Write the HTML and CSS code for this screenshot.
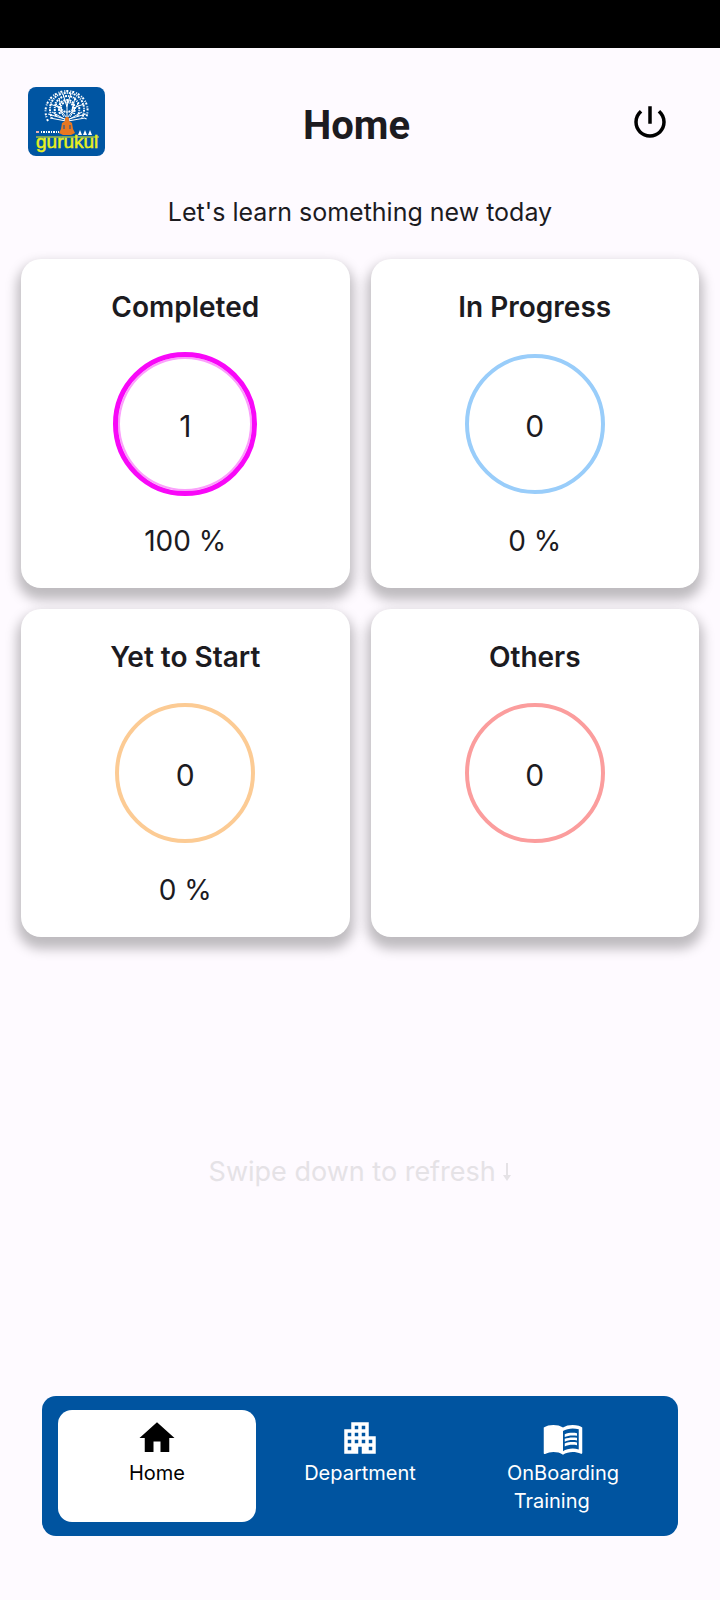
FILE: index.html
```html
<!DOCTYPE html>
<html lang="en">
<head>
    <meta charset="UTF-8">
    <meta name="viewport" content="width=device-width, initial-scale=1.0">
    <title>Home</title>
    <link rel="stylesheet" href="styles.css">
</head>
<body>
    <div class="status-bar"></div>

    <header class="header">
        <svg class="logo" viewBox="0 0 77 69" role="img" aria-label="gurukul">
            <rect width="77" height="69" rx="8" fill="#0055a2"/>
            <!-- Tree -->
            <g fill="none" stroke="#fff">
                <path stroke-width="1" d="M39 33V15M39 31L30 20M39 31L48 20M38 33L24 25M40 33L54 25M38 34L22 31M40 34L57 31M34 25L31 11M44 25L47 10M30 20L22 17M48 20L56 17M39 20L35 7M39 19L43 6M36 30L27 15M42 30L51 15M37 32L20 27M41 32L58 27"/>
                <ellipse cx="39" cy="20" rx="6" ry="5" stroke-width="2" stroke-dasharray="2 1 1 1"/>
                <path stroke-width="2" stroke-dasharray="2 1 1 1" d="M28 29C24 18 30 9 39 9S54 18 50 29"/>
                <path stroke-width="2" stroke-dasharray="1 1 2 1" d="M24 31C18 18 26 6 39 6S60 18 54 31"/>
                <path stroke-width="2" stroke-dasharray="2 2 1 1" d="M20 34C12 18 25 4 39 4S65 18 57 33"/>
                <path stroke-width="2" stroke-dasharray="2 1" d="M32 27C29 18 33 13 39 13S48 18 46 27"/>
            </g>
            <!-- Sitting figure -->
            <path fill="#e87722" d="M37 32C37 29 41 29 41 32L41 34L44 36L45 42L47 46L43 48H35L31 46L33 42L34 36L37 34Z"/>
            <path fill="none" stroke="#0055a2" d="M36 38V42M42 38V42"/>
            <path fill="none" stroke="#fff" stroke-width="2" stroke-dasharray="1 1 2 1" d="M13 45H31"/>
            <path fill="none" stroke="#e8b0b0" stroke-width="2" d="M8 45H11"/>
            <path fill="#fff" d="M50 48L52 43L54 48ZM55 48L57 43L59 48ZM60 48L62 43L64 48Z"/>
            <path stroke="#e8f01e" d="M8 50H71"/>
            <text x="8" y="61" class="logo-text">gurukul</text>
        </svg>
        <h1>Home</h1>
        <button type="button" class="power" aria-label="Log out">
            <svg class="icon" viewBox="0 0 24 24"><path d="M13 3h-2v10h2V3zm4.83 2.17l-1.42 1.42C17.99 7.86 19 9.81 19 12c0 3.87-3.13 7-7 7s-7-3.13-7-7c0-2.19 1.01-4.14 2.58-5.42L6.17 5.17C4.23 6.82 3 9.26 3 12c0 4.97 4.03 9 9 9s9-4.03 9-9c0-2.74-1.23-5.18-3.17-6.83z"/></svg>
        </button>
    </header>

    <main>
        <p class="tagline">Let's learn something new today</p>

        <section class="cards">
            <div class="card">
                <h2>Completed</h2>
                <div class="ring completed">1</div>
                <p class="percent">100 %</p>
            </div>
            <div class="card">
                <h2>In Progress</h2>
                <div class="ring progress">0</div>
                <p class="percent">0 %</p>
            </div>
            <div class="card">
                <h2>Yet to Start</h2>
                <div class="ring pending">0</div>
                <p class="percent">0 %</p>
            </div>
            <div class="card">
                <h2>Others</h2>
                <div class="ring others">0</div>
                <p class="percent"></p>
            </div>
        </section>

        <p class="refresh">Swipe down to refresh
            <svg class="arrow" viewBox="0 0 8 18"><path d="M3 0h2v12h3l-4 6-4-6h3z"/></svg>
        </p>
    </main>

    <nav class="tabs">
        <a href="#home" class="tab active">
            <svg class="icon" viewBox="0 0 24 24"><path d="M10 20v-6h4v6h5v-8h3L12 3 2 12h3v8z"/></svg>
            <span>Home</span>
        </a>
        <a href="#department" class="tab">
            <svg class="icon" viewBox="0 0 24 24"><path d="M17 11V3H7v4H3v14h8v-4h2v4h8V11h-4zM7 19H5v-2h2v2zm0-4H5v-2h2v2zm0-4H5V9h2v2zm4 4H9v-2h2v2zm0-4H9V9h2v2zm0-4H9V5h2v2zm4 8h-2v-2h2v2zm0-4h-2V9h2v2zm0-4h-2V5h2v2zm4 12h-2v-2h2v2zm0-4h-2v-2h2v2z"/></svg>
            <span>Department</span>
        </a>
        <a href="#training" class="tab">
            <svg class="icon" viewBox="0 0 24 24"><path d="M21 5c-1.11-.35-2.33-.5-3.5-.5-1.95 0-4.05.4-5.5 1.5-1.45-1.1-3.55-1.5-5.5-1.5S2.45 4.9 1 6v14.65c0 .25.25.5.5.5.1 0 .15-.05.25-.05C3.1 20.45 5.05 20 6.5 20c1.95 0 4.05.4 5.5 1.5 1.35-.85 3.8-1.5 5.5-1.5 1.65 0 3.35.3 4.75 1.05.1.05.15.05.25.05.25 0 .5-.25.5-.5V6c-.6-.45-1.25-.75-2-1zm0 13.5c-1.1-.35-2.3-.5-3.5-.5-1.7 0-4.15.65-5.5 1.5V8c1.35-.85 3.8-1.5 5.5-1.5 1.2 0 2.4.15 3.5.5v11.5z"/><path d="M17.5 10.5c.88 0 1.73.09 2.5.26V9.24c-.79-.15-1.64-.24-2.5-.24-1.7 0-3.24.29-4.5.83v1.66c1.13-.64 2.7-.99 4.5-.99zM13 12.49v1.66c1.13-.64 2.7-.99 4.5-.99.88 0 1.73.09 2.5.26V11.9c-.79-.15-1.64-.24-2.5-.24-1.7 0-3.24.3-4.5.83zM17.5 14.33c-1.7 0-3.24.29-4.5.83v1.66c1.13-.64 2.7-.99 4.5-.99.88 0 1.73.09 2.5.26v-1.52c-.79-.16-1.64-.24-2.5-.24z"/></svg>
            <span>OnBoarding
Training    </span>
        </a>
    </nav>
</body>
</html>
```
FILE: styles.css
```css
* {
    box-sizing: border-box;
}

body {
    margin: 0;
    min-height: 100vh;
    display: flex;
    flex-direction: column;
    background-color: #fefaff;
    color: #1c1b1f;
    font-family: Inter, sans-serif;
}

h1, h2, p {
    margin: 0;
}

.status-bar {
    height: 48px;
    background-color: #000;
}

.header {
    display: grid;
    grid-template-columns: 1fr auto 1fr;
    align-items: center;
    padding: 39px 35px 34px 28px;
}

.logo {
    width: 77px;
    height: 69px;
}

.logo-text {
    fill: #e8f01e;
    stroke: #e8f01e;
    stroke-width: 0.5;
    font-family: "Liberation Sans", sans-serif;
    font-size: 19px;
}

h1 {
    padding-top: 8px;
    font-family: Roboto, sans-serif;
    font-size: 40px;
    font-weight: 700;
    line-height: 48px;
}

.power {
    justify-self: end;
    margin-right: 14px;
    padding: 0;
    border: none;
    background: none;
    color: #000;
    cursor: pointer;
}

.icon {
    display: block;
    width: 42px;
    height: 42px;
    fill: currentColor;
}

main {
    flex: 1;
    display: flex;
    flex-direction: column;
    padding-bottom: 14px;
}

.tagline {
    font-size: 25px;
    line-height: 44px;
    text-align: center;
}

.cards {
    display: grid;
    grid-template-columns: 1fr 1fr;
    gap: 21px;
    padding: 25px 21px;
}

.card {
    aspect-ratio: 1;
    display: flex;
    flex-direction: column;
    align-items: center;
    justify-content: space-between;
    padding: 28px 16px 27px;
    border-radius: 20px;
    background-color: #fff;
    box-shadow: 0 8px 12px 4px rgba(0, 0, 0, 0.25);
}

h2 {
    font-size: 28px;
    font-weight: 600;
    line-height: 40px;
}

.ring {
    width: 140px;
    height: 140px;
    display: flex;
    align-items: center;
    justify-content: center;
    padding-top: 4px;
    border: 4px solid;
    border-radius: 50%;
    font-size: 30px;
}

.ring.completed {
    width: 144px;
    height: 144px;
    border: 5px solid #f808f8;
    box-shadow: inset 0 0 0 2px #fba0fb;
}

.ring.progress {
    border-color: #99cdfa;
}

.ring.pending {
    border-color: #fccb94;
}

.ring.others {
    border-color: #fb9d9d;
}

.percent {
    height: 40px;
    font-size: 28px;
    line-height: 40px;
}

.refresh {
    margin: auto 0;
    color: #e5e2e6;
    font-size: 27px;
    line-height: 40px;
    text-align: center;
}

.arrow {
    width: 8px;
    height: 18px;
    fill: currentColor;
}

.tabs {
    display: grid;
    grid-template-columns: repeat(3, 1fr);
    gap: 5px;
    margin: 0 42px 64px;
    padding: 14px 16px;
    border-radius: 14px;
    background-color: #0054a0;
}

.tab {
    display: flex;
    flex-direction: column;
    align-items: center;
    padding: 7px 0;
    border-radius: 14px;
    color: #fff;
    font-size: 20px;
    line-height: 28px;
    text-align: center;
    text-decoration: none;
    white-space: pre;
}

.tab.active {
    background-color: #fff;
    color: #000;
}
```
■ ■ ■ ■
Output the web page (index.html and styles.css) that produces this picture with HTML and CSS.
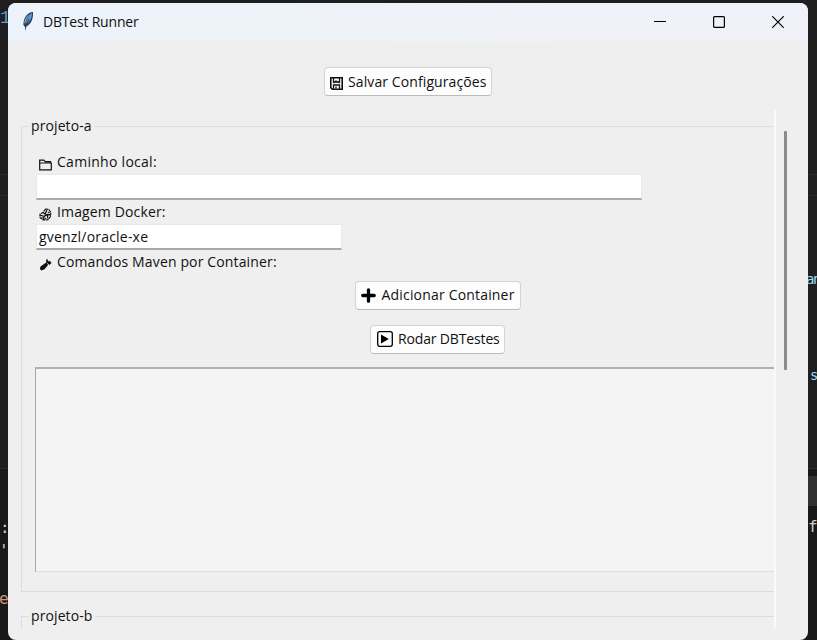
■ ■ ■ ■
Give the count of lines in the data above that hold the string "styles", with no additional words.

• Written solution: 3